Site icon Bacon's Rebellion

Spotsy on the Spot

In early September, we profiled the efforts of Spotsylvania County build its way out of its transportation woes — voters last year approved a $144 million bond referendum. (See “Spotsy Turvy,” Sept. 8, 2006.) In theory, jurisdictions that take on prime responsibility for building and maintaining their own roads will make a greater effort to support transportation-efficient human settlement patterns. Trouble was, I observed back then, there wasn’t much evidence of such development in Spotsylvania.

Now we’ve gone back for a closer look. There still isn’t much transportation-efficient development, but that’s mainly because previous zoning decisions created a pipeline of unfortunate development. Land use planning was so basic that Spotsylvania County didn’t even have a land-use map to show what kind of development was supposed to go where.
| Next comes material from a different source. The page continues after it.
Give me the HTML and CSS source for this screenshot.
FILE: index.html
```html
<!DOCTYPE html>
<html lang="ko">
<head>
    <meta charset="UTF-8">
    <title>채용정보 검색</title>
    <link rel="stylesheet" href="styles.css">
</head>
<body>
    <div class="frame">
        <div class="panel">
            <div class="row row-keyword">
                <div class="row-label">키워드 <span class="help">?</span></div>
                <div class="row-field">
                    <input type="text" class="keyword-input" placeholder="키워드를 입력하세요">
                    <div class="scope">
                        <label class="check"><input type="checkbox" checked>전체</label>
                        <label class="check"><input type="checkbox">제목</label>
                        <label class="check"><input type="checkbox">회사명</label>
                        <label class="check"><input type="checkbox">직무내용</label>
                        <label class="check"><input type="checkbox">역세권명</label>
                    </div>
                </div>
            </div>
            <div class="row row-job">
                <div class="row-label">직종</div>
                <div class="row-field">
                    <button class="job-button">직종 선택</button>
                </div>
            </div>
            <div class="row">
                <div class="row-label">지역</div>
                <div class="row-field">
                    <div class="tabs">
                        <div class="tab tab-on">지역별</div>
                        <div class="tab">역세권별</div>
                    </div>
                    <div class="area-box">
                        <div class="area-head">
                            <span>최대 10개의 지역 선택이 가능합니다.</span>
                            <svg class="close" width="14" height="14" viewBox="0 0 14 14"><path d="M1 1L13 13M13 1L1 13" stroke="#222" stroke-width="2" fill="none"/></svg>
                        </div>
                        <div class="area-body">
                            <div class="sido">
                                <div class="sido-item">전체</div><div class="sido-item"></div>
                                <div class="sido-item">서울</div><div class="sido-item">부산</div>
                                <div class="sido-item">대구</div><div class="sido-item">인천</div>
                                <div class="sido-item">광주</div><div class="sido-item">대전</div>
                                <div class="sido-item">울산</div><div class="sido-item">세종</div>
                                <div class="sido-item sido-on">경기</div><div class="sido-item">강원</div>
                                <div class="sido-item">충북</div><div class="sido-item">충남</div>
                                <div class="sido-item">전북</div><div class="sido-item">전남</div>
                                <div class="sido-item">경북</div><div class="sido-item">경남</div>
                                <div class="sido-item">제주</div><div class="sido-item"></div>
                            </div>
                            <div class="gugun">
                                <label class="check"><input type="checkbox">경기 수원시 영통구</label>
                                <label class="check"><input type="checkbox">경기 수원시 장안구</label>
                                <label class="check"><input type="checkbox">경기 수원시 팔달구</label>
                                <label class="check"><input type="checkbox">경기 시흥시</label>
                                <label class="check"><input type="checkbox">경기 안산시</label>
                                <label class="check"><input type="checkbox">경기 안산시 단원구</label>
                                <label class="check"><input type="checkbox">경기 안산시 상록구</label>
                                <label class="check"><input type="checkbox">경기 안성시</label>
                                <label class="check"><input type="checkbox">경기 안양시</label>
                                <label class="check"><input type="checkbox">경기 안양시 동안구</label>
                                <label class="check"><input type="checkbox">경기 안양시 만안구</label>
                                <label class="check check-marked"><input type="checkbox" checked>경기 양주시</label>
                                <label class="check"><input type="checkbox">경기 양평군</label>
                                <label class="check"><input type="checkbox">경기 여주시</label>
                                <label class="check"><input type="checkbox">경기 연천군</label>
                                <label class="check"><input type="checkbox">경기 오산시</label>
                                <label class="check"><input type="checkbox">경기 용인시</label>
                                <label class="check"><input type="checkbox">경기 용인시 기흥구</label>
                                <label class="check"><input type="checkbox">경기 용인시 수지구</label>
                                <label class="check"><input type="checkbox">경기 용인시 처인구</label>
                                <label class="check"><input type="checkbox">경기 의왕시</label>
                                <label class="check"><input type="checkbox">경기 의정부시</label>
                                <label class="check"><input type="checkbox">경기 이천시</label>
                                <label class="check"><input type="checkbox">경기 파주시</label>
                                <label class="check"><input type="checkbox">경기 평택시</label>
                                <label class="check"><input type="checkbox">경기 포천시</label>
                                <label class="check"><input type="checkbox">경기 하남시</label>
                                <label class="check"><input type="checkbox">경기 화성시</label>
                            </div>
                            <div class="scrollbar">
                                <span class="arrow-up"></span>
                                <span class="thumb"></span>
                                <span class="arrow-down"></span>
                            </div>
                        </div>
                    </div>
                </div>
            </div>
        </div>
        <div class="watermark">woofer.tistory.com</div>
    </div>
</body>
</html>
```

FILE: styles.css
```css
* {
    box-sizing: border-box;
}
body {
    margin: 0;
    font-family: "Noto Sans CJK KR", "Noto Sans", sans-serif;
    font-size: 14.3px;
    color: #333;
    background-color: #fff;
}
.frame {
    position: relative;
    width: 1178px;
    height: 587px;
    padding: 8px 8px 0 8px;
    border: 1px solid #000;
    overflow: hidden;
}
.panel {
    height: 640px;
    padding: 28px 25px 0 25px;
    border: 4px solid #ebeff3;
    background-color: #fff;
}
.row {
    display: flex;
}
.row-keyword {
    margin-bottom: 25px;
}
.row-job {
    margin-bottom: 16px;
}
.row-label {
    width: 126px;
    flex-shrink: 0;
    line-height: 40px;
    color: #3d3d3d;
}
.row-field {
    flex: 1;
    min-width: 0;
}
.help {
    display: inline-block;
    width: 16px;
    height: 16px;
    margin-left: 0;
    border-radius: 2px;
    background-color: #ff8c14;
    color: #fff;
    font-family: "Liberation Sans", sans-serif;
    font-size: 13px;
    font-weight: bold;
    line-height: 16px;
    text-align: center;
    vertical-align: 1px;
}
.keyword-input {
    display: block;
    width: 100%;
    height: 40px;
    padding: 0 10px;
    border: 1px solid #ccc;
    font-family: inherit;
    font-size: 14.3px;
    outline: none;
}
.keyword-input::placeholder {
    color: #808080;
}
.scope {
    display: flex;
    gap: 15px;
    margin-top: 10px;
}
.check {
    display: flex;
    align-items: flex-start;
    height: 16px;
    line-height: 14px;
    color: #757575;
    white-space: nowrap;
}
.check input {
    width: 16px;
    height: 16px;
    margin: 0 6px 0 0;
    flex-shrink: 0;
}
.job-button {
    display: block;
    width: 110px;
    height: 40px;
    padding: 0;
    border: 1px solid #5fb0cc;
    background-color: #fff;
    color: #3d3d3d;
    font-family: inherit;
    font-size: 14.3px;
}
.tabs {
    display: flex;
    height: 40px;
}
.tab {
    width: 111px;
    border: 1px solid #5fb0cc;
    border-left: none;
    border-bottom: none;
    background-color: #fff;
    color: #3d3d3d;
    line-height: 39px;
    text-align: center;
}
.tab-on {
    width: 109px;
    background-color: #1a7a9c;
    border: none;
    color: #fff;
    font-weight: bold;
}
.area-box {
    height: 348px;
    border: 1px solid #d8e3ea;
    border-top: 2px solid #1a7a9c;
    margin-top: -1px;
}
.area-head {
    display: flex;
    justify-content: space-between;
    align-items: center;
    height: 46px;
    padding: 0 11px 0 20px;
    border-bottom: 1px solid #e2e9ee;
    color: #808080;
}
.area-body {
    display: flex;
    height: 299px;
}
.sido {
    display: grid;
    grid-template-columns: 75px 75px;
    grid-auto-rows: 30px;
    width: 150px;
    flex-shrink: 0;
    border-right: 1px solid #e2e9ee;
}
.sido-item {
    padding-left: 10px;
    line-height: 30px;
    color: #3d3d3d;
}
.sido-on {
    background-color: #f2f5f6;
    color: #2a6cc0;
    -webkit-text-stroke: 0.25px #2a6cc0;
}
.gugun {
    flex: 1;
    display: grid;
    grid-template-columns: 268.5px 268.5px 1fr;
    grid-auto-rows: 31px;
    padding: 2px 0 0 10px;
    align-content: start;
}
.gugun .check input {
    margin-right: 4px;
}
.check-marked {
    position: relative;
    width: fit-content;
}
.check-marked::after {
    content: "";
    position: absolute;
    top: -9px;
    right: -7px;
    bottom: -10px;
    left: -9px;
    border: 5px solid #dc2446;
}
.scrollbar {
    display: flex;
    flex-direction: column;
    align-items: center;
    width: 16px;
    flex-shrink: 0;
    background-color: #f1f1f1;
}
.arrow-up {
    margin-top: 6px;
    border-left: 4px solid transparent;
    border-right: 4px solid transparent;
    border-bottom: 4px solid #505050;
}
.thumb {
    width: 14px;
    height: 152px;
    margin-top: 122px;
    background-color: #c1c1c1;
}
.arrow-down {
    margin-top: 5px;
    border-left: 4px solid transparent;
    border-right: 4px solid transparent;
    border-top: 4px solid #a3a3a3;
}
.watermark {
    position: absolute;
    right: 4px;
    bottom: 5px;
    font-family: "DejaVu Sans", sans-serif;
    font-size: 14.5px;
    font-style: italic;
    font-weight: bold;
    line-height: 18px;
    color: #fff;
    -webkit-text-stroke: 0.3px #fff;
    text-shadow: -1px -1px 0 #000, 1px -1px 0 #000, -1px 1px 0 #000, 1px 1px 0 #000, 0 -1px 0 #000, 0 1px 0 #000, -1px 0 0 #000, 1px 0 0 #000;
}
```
As Bob Burke reports today in our update, “Spotsy on the Spot” (I’ll take the blame for the bad puns in the headlines):

Without a land-use map, “what do you measure a rezoning against?” asks Ric Goss, the county’s planning director, who arrived in May 2003 after the current comprehensive plan was already written. “If you don’t have a land-use plan that tells you where you want to go, how do you make these decisions?”

The good news for Spotsylvania residents is that the current Board of Supervisors is getting serious about changing the dysfunctional development patterns. In addition to creating a new map, supervisors are considering the traffic impact of rezoning requests, concentrating development around transportation corridors, encouraging mixed use, promoting transit-oriented development and permitting higher densities. All moves in the right direction.

Given the backlog of bad development, however, traffic is likely to get worse before it gets better — even with that $144 million to spend on roads. Let’s hope that voters don’t draw the wrong conclusions and blame land use reforms which haven’t even been implemented yet.